FCA highlights whistleblowing areas of improvement for FS firms

Financial Services firms have put clear policies and procedures in place to  encourage a 'speak up culture' and ensure that concerns are dealt with robustly and consistently but could improve the way they report on whistleblowing, train staff and highlight the protections available to those who do raise concerns. The FCA has reviewed the way in which firms have engaged with the whistleblowing rules issued in September 2016 in response to the recommendations of the Parliamentary Commission on Banking Standards. "The results of the FCA's review demonstrate that the whistleblowing rules have had a positive impact on the manner in which regulated firms approach whistleblowing within their businesses," said financial services employment law expert Ben Brown of Pinsent Masons "However, the review also highlights a number of areas for improvement which need to be made in order to achieve the significant shift in cultural attitude towards whistleblowing demanded by the FCA."

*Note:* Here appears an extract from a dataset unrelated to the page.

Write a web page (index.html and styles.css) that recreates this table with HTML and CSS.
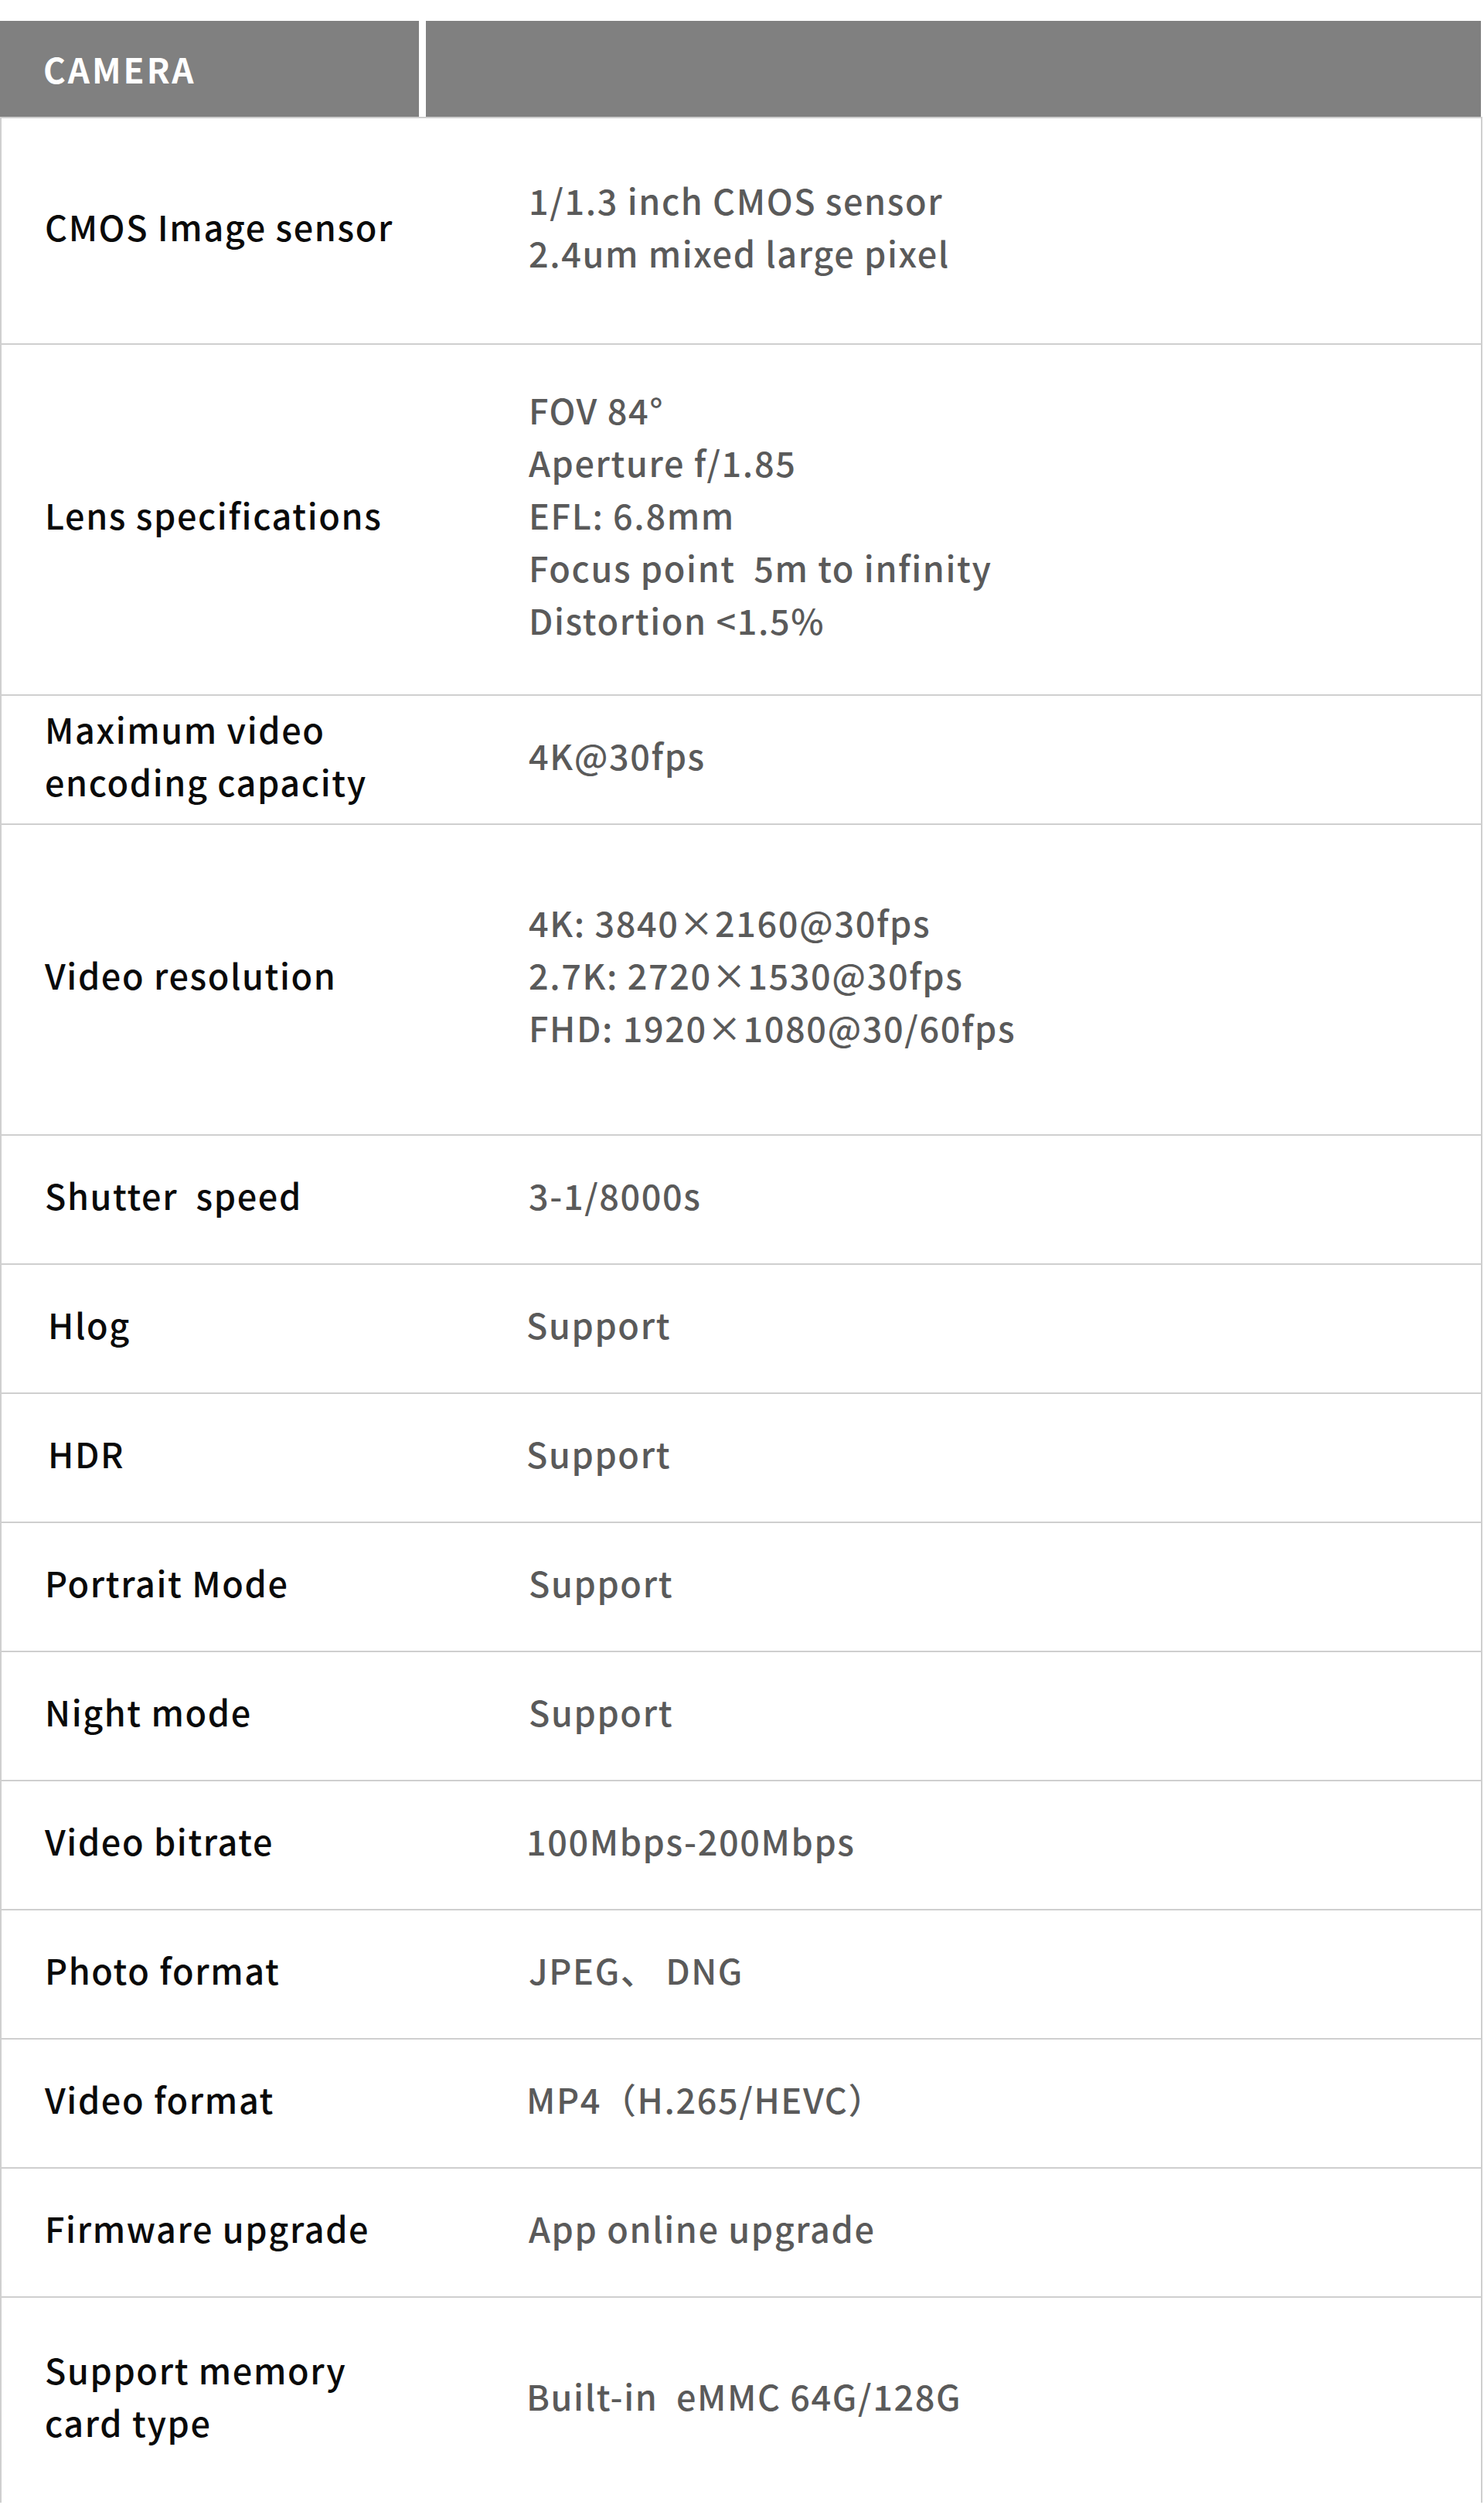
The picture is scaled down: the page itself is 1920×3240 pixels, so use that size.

UK, EU target FS 'equivalence' and regulatory co-operation

Future access for UK-based financial services firms to the EU markets could be based on a position of regulatory "equivalence", aiming for "close and structured co-operation" in regulation and supervision, according to documents published by the UK and European Commission. "Anyone looking for answers to the future of financial services in the draft withdrawal agreement will be disappointed," said insurance and wealth management expert Tobin Ashby of Pinsent Masons, the law firm behind "However, assuming the proposals can survive politically through the coming weeks – or even days – there are commitments beyond financial stability in the political declaration on the framework for the future relationship that echo some of the UK's requests for regulatory and supervisory co-operation and autonomy of decision-making for both sides."